* [Problem statement]:
In the material below, find each line holding the string "screenshot" and copy it.

* [Data segment]:
* * * * * * *

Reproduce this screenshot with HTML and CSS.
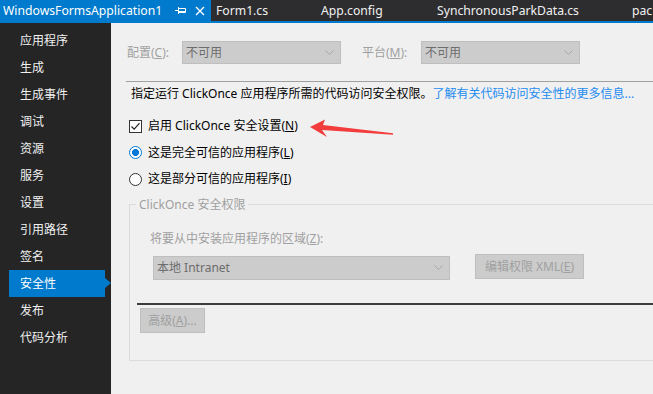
FILE: index.html
```html
<!DOCTYPE html>
<html>
<head>
	<meta charset="utf-8">
	<title>WindowsFormsApplication1 - 安全性</title>
	<link rel="stylesheet" href="styles.css">
</head>
<body>
	<div id="tabBar">
		<div class="tab activeTab">
			<span class="tabTitle">WindowsFormsApplication1</span>
			<svg class="tabIcon" width="12" height="10" viewBox="0 0 12 10">
				<path d="M0 4.5 H3.5 M3.5 1 V8 M3.5 2.5 H10.5 V6.5 H3.5 M3.5 5.5 H10.5" stroke="#fff" stroke-width="1" fill="none"/>
			</svg>
			<svg class="tabIcon closeIcon" width="10" height="10" viewBox="0 0 10 10">
				<path d="M1 1 L9 9 M9 1 L1 9" stroke="#fff" stroke-width="1.4" fill="none"/>
			</svg>
		</div>
		<div class="tab tabForm">Form1.cs</div>
		<div class="tab tabConfig">App.config</div>
		<div class="tab tabSync">SynchronousParkData.cs</div>
		<div class="tab">pac</div>
	</div>

	<div id="main">
		<ul id="sideMenu">
			<li>应用程序</li>
			<li>生成</li>
			<li>生成事件</li>
			<li>调试</li>
			<li>资源</li>
			<li>服务</li>
			<li>设置</li>
			<li>引用路径</li>
			<li>签名</li>
			<li class="selected">安全性</li>
			<li>发布</li>
			<li>代码分析</li>
		</ul>

		<div id="content">
			<div class="configRow">
				<span class="disabledLabel cfgLabel">配置(<u>C</u>):</span>
				<div class="comboBox">
					<span>不可用</span>
					<svg class="chevron" width="9" height="6" viewBox="0 0 9 6"><path d="M0.5 0.5 L4.5 4.5 L8.5 0.5" stroke="#a8a8a8" fill="none"/></svg>
				</div>
				<span class="disabledLabel platLabel">平台(<u>M</u>):</span>
				<div class="comboBox">
					<span>不可用</span>
					<svg class="chevron" width="9" height="6" viewBox="0 0 9 6"><path d="M0.5 0.5 L4.5 4.5 L8.5 0.5" stroke="#a8a8a8" fill="none"/></svg>
				</div>
			</div>

			<div class="separator"></div>

			<p class="description">指定运行 ClickOnce 应用程序所需的代码访问安全权限。<a href="#">了解有关代码访问安全性的更多信息...</a></p>

			<div class="optionRow checkRow">
				<span class="checkbox">
					<svg width="11" height="11" viewBox="0 0 11 11"><path d="M1.5 5.5 L4.2 8.2 L9.5 2.2" stroke="#222" stroke-width="1.2" fill="none"/></svg>
				</span>
				<span>启用 ClickOnce 安全设置(<u>N</u>)</span>
			</div>
			<div class="optionRow">
				<span class="radio radioOn"></span>
				<span>这是完全可信的应用程序(<u>L</u>)</span>
			</div>
			<div class="optionRow">
				<span class="radio"></span>
				<span>这是部分可信的应用程序(<u>I</u>)</span>
			</div>

			<fieldset class="permGroup">
				<legend>ClickOnce 安全权限</legend>
				<p class="disabledLabel zoneLabel">将要从中安装应用程序的区域(<u>Z</u>):</p>
				<div class="zoneRow">
					<div class="comboBox zoneCombo">
						<span>本地 Intranet</span>
						<svg class="chevron" width="9" height="6" viewBox="0 0 9 6"><path d="M0.5 0.5 L4.5 4.5 L8.5 0.5" stroke="#a8a8a8" fill="none"/></svg>
					</div>
					<button class="disabledButton xmlButton">编辑权限 XML(<u>E</u>)</button>
				</div>
				<div class="darkLine"></div>
				<button class="disabledButton advButton">高级(<u>A</u>)...</button>
			</fieldset>
		</div>
	</div>

	<!-- red annotation arrow drawn on top of the screenshot -->
	<svg id="arrow" width="100" height="26" viewBox="0 0 100 26">
		<polygon points="10,12 25,4.5 23,10 93,18.2 93,19.8 22,15 27,22" fill="#f33c3c"/>
	</svg>
</body>
</html>
```

FILE: styles.css
```css
html, body {
	margin: 0;
	padding: 0;
	height: 100%;
	overflow: hidden;
}

body {
	font-family: "Noto Sans", "Noto Sans CJK SC", sans-serif;
	font-size: 12px;
	background-color: #f0f0f0;
	position: relative;
}

/* tab strip */

#tabBar {
	display: flex;
	height: 21px;
	background-color: #2d2d30;
	border-bottom: 2px solid #007acc;
	white-space: nowrap;
	overflow: hidden;
}

.tab {
	flex: none;
	display: flex;
	align-items: center;
	padding-left: 5px;
	color: #f1f1f1;
	font-size: 12.2px;
}

.activeTab {
	width: 208px;
	padding-left: 3px;
	background-color: #007acc;
	color: #fff;
}

.tabTitle {
	width: 172px;
}

.tabIcon {
	display: block;
}

.closeIcon {
	margin-left: 8px;
}

.tabForm {
	width: 100px;
}

.tabConfig {
	width: 111px;
}

.tabSync {
	width: 190px;
}

/* main area */

#main {
	display: flex;
	height: 371px;
}

#sideMenu {
	list-style: none;
	margin: 0;
	padding: 4px 0 0 0;
	width: 111px;
	flex: none;
	background-color: #252526;
	color: #f1f1f1;
	font-size: 12px;
}

#sideMenu li {
	height: 27px;
	line-height: 27px;
	padding-left: 20px;
}

#sideMenu li.selected {
	position: relative;
	margin-left: 9px;
	margin-right: 6px;
	padding-left: 11px;
	background-color: #007acc;
	color: #fff;
}

#sideMenu li.selected:after {
	content: "";
	position: absolute;
	right: -6px;
	top: 8px;
	border-top: 5.5px solid transparent;
	border-bottom: 5.5px solid transparent;
	border-left: 6px solid #007acc;
}

#content {
	flex: 1;
	padding: 18px 0 0 15px;
	overflow: hidden;
	color: #000;
	line-height: 16px;
}

u {
	text-decoration: underline;
	text-underline-offset: 1px;
}

.disabledLabel {
	color: #a0a0a0;
}

.configRow {
	display: flex;
	align-items: center;
	height: 23px;
	padding-left: 1px;
}

.cfgLabel {
	width: 55px;
}

.platLabel {
	width: 59px;
	margin-left: 21px;
}

.comboBox {
	box-sizing: border-box;
	display: flex;
	align-items: center;
	justify-content: space-between;
	width: 159px;
	height: 23px;
	padding: 0 6px 0 3px;
	background-color: #cccccc;
	border: 1px solid #bfbfbf;
	color: #6d6d6d;
}

.chevron {
	display: block;
}

.separator {
	height: 1px;
	width: 600px;
	margin-top: 17px;
	background-color: #a0a0a0;
}

.description {
	margin: 4px 0 0 5px;
	white-space: nowrap;
}

.description a {
	color: #1e8cf0;
	text-decoration: none;
}

.optionRow {
	display: flex;
	align-items: center;
	height: 26.5px;
	margin-left: 3px;
}

.checkRow {
	margin-top: 11px;
}

.checkbox {
	box-sizing: border-box;
	width: 13px;
	height: 13px;
	border: 1px solid #333;
	background-color: #fff;
	margin-right: 6px;
	display: flex;
	align-items: center;
	justify-content: center;
}

.checkbox svg {
	display: block;
}

.radio {
	box-sizing: border-box;
	width: 13px;
	height: 13px;
	border: 1px solid #333;
	border-radius: 50%;
	background-color: #fff;
	margin-right: 6px;
}

.radioOn {
	border-color: #0078d7;
	background: radial-gradient(circle, #0078d7 0, #0078d7 3.2px, #fff 3.8px);
}

/* ClickOnce permissions group */

.permGroup {
	margin: 4px 0 0 3px;
	padding: 0 0 27px 0;
	width: 600px;
	min-width: 0;
	border: 1px solid #dcdcdc;
}

.permGroup legend {
	margin-left: 6px;
	padding: 0 3px;
	color: #a0a0a0;
	line-height: 16px;
}

.zoneLabel {
	margin: 18px 0 0 20px;
}

.zoneRow {
	display: flex;
	align-items: flex-start;
	margin-top: 7px;
}

.zoneCombo {
	width: 297px;
	height: 24px;
	margin: 2px 0 0 23px;
	padding-left: 3px;
}

.disabledButton {
	box-sizing: border-box;
	height: 25px;
	padding: 0;
	font-family: "Noto Sans", "Noto Sans CJK SC", sans-serif;
	font-size: 12px;
	color: #a0a0a0;
	background-color: #cccccc;
	border: 1px solid #bfbfbf;
}

.xmlButton {
	width: 109px;
	margin-left: 25px;
}

.darkLine {
	height: 2px;
	margin: 23px 0 0 7px;
	background-color: #3a3a3f;
}

.advButton {
	display: block;
	width: 65px;
	margin: 3px 0 0 10px;
}

#arrow {
	position: absolute;
	left: 300px;
	top: 115px;
}
```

* * * * * * *

* [Task solution]:
Reproduce this screenshot with HTML and CSS.
	<!-- red annotation arrow drawn on top of the screenshot -->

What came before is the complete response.